GRANDMA KINCAID’S BROWN BREAD
This Victorian "receipt" originally called for graham flour, which is difficult to find now. I substitute graham cracker crumbs when I make it. This recipe may easily be doubled, but just use 1 egg if you do. This a great recipe to make for the Holidays or anytime, especially in the winter. Before starting this recipe, be sure you have a coffee can or pudding mold and a deep kettle on hand.
1 tablespoon of lemon juice or white vinegar
1 cup of fresh milk (do NOT use skim milk)
1/2 teaspoon baking soda
1/2 cup all-purpose flour
1/2 teaspoon baking powder
1/4 cup molasses
1 egg
1 1/2 teaspoons shortening, melted
3 1/2 cups graham cracker crumbs or graham flour
Corn meal (Optional)
Boiling water
In a small bowl, mix lemon juice and milk. Set aside at room temperature for 1/2 hour.
Mix baking soda, flour, and baking powder together. Add molasses, egg, shortening, and soured milk and blend thoroughly. Stir in graham cracker crumbs a cup at a time until the batter is stiff. If desired, 1/2 cup or more of corn meal may be substituted for an equal amount of graham cracker crumbs.

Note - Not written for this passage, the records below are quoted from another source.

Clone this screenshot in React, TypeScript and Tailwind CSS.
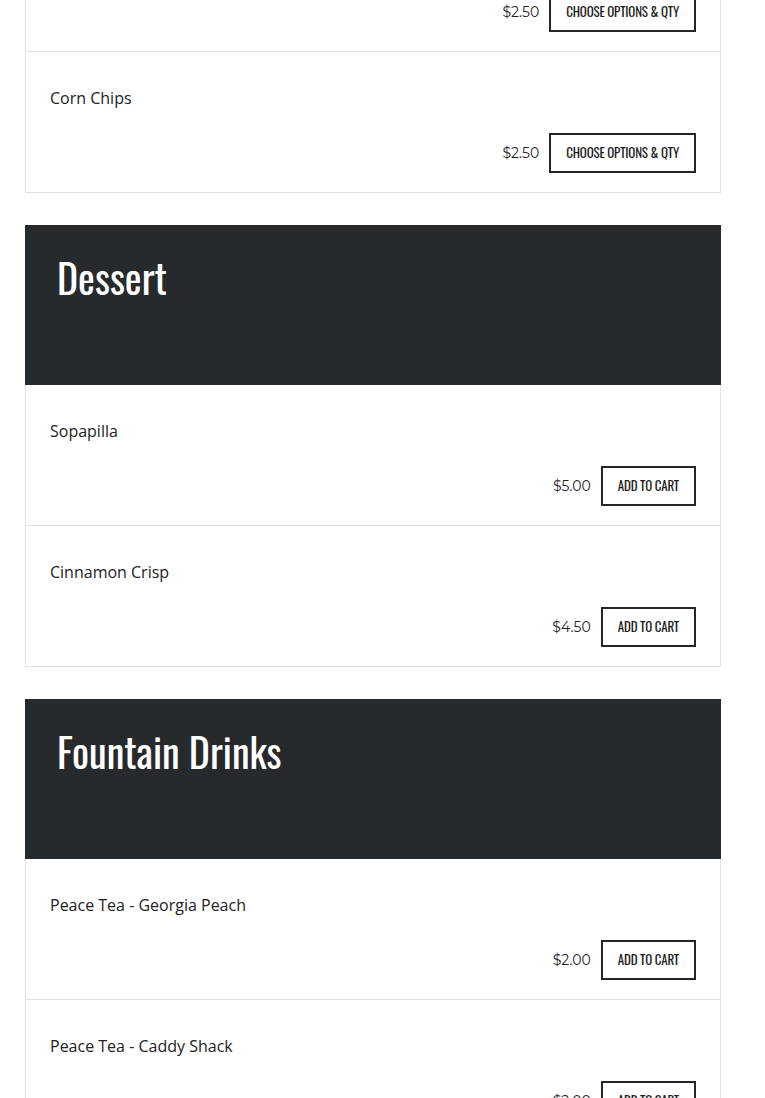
import React from 'react';

type Item = { name: string; price: string; options?: boolean };
type Section = { title?: string; items: Item[] };

const SECTIONS: Section[] = [
  {
    items: [
      { name: 'Chips', price: '$2.50', options: true },
      { name: 'Corn Chips', price: '$2.50', options: true },
    ],
  },
  {
    title: 'Dessert',
    items: [
      { name: 'Sopapilla', price: '$5.00' },
      { name: 'Cinnamon Crisp', price: '$4.50' },
    ],
  },
  {
    title: 'Fountain Drinks',
    items: [
      { name: 'Peace Tea - Georgia Peach', price: '$2.00' },
      { name: 'Peace Tea - Caddy Shack', price: '$2.00' },
    ],
  },
];

const condensed = "font-['Oswald','Liberation_Sans_Narrow','DejaVu_Sans_Condensed',sans-serif]";

function MenuRow({ item }: { item: Item }) {
  return (
    <div className="h-[141px] flex flex-col justify-between border-b border-[#e3e3e3] pt-[34px] pb-[19px] pl-6 pr-6">
      <div className="font-['Open_Sans',sans-serif] text-[16px] leading-6 text-[#222]">{item.name}</div>
      <div className="flex items-center justify-end gap-[10px]">
        <span className="font-['Montserrat','Inter',sans-serif] text-[14px] text-[#222]">{item.price}</span>
        <button
          className={`h-[40px] border-2 border-[#262626] bg-white px-[15px] ${condensed} text-[13px] uppercase tracking-[-0.2px] text-[#1c1c1c]`}
        >
          {item.options ? 'Choose Options & Qty' : 'Add to Cart'}
        </button>
      </div>
    </div>
  );
}

export default function App() {
  return (
    <div className="bg-white min-h-[1098px] overflow-hidden">
      <div className="w-[696px] ml-[25px] -mt-[89px]">
        {SECTIONS.map((section, i) => (
          <div key={i} className={i > 0 ? 'mt-[32px]' : ''}>
            {section.title && (
              <div className="h-[160px] bg-[#272a2d] pl-8 pt-[28px]">
                <h2 className={`${condensed} text-[40px] leading-[48px] text-white`}>{section.title}</h2>
              </div>
            )}
            <div className="border-x border-[#e3e3e3]">
              {section.items.map((item) => (
                <MenuRow key={item.name} item={item} />
              ))}
            </div>
          </div>
        ))}
      </div>
    </div>
  );
}
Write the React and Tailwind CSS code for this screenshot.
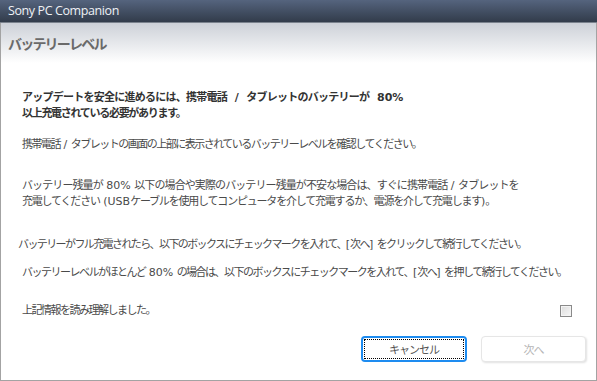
import React from "react";

const JP = { fontFamily: '"Noto Sans CJK JP", "Noto Sans", sans-serif' };
const LATIN = { fontFamily: '"DejaVu Sans", "Noto Sans", sans-serif' };

// latin runs keep normal spacing, the CJK text around them is squeezed
function L({ children }) {
  return (
    <span className="tracking-normal text-[11px] leading-none" style={LATIN}>
      {children}
    </span>
  );
}

function Line({ children, className = "", track = "tracking-[-1.5px]" }) {
  return (
    <p className={`text-[11px] leading-[16px] h-[16px] text-[#4a4a4a] whitespace-nowrap ${track} ${className}`}>
      {children}
    </p>
  );
}

export default function App() {
  return (
    <div className="w-[597px] h-[381px] flex flex-col bg-white overflow-hidden" style={JP}>
      <div className="h-[23px] shrink-0 flex items-center px-2 bg-gradient-to-b from-[#55647e] to-[#323c4b] border-b border-[#7a828d]">
        <span className="text-[12.5px] text-[#eef1f5] tracking-[-0.4px]" style={{ fontFamily: '"Open Sans", "Noto Sans", sans-serif' }}>
          Sony PC Companion
        </span>
      </div>

      <div className="flex-1 flex flex-col border-x border-b border-[#a3a3a3]">
        <div className="h-[40px] shrink-0 flex items-center px-[7px] bg-gradient-to-b from-[#cdd1d8] to-white">
          <h1 className="text-[14px] font-bold text-[#6a6a6a] tracking-[-1.8px]">バッテリーレベル</h1>
        </div>

        <div className="flex-1 flex flex-col pl-[21px] pr-[24px] pt-[25px]">
          <div className="font-bold [&_p]:text-[#333]">
            <Line track="tracking-[-0.75px]">
              アップデートを安全に進めるには、携帯電話<L>&nbsp; / &nbsp;</L>タブレットのバッテリーが<L>&nbsp; 80%</L>
            </Line>
            <Line track="tracking-[-1.3px]">以上充電されている必要があります。</Line>
          </div>

          <Line className="mt-[15px]">
            携帯電話<L> / </L>タブレットの画面の上部に表示されているバッテリーレベルを確認してください。
          </Line>

          <Line className="mt-[25px]" track="tracking-[-0.9px]">
            バッテリー残量が<L> 80% </L>以下の場合や実際のバッテリー残量が不安な場合は、すぐに携帯電話<L> / </L>タブレットを
          </Line>
          <Line track="tracking-[-1.2px]">
            充電してください<L> (USB</L>ケーブルを使用してコンピュータを介して充電するか、電源を介して充電します<L>)</L>。
          </Line>

          <Line className="mt-[27px] -ml-[4px]" track="tracking-[-1.6px]">
            バッテリーがフル充電されたら、以下のボックスにチェックマークを入れて、<L>[</L>次へ<L>] </L>をクリックして続行してください。
          </Line>

          <Line className="mt-[12px]">
            バッテリーレベルがほとんど<L> 80% </L>の場合は、以下のボックスにチェックマークを入れて、<L>[</L>次へ<L>] </L>を押して続行してください。
          </Line>

          <div className="mt-[22px] flex items-start justify-between">
            <Line>上記情報を読み理解しました。</Line>
            <span className="mt-[4px] w-[12px] h-[12px] border border-[#8a8a8a] bg-gradient-to-br from-[#dcdcdc] to-[#f8f8f8] shadow-[inset_0_0_0_1px_#f4f4f4]" />
          </div>

          <div className="mt-[19px] flex justify-end gap-[14px] -mr-[14px]">
            <button className="w-[106px] h-[26px] rounded-[4px] border-2 border-[#1e8cf0] p-[1px] bg-white">
              <span className="w-full h-full flex items-center justify-center border border-dotted border-black text-[11px] tracking-[-1px] text-[#555]">
                キャンセル
              </span>
            </button>
            <button className="w-[105px] h-[26px] rounded-[4px] border border-[#e6e6e6] bg-white shadow-[1px_1px_2px_rgba(0,0,0,0.12)] text-[11px] tracking-[-1px] text-[#b5b5b5]">
              次へ
            </button>
          </div>
        </div>
      </div>
    </div>
  );
}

Butter a 1-pound coffee can or a 1-quart pudding mold and fill no more than 2/3 full. (If using a coffee can, cover it with tin foil and tie the foil down tightly with string.) Place in a deep kettle and add boiling water halfway up can. Steam for 2 hours, replacing water as necessary.
Remove from can. (To remove bread from the can easily, lay can on its side and slide a kitchen knife down between bread and the can.)
Slice while hot. (Grandma Kincaid’s note says, "To slice easily, place a clean string around the loaf, cross the ends of the string, and pull.")
Makes 1 loaf. (About 8 slices) The bread may be reheated in a 300-degree oven.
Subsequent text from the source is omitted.